Copy that answers invisible questions
- Who is this for? (industry, role, company size)
- Will it work with my stack? (integrations)
- Is it safe and compliant? (security)
- How hard is it to adopt? (implementation, timeline, training)
- What will it cost? (transparent pricing or at least clear pricing tiers)
Elements that boost conversion
- Comparison tables (“Us vs Alternatives”)
- ROI or TTV (time-to-value) calculator
- Case studies by industry or use-case
- Video walkthroughs and screenshots
- FAQ with bottom-of-funnel queries (“Is there an onboarding fee?”)
Technical touches that matter
- Schema markup (Product, FAQ, HowTo, Review) where appropriate
- Fast load times, especially on mobile
- Clean, descriptive URLs that include intent
- Internal links that move users from TOFU - MOFU - BOFU, guiding the buyer forward
How to Measure Success (beyond traffic)
If intent is your strategy, then pipeline is your North Star. Track:
- Sales-qualified leads (SQLs): Not every visitor is valuable. SQLs are the people actually worth pursuing as they have a much higher chance of converting.
- Assisted conversions: tracking assisted conversion show which pages play significant role in broader buying journey.
- Time-to-first-opportunity from organic sessions: This measures how quickly organic visitors become sales opportunities.
- Revenue and win rate by landing page or content cluster: Measure which pages and clusters actually bring in revenue and closed-won deals.
Still watch rankings and traffic, but treat them as indicators, not outcomes.
Ready to build an intent-led SEO engine?
If you want help finding and scaling the keywords that create pipeline, not just page views, Seven Koncepts can partner with you on search intent SEO, keyword mapping, and conversion driven SEO- from strategy to execution.
Let’s turn intent into revenue.

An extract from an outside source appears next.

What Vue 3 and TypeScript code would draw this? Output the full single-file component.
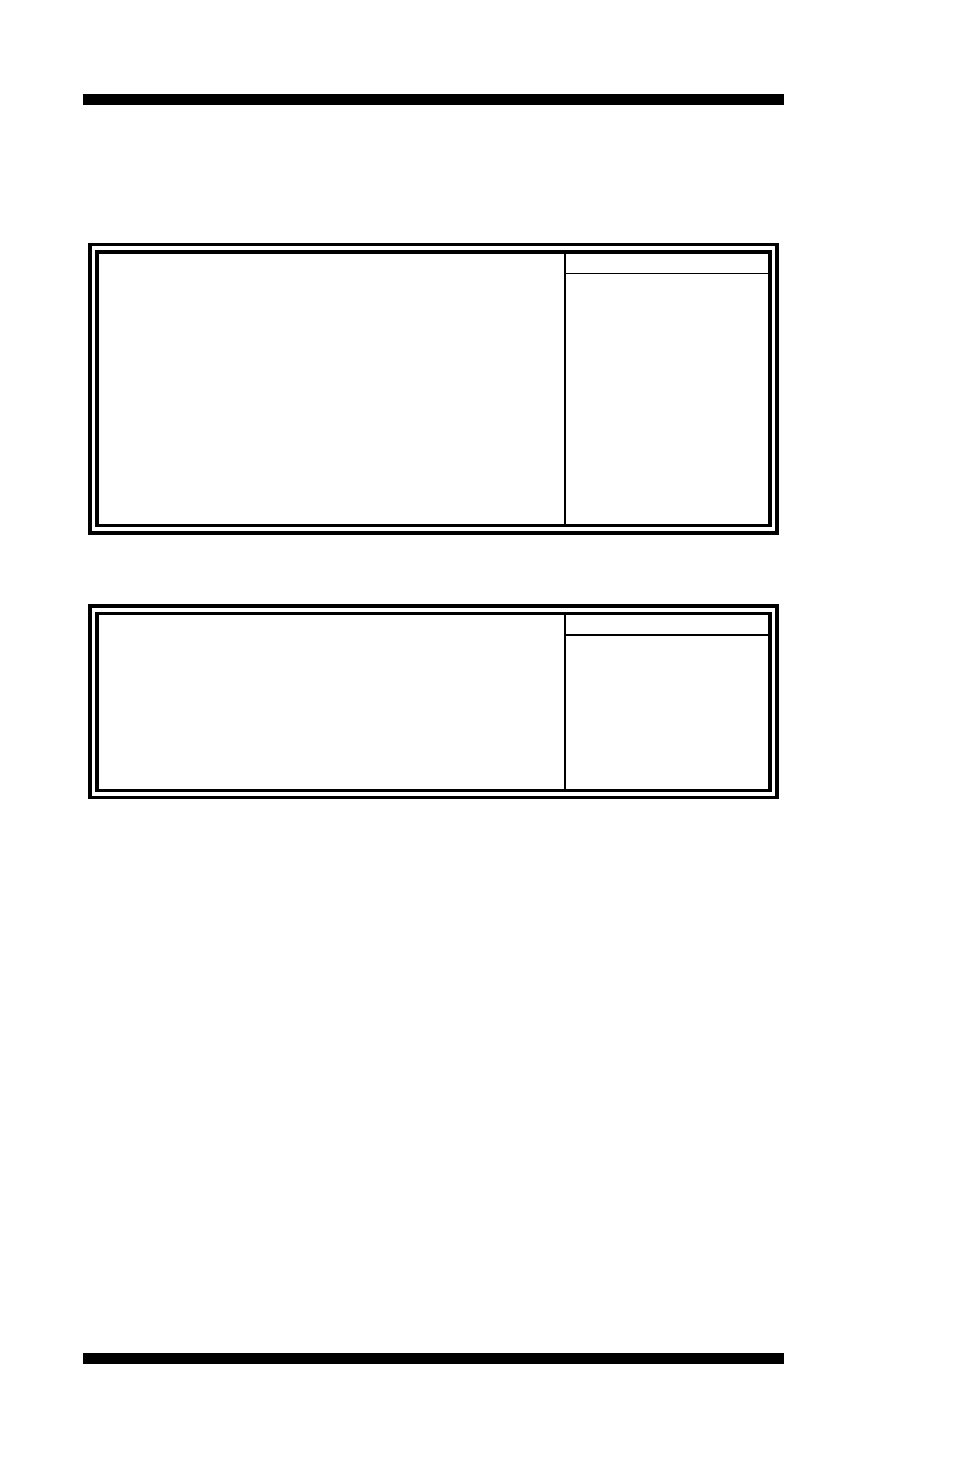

Book a free intent audit with Seven Koncepts today.
FAQs
Q: What is the difference between buyer intent keywords and generic keywords? Buyer intent keywords are highly specific and indicate readiness to make a purchase or decision. Generic keywords, like “CRM,” often attract users who are just researching or browsing.
Q: How do I find long-tail keywords for my business? Use a free keyword research tool, Google’s autocomplete suggestions, and your competitors' content to find long-tail keywords that match specific buyer needs.
Q: How do I map buyer intent across the sales funnel? At each stage of the funnel (TOFU, MOFU, BOFU), focus on the keywords that align with the searcher's intent. Use transactional keywords like “pricing,” “demo,” and “quote” at the bottom of the funnel and educational queries like “what is…” at the top.
Q: How can schema help my SEO? Schema markup can help search engines understand your content better, leading to richer search results. It’s particularly useful for showing off things like pricing, reviews, and events.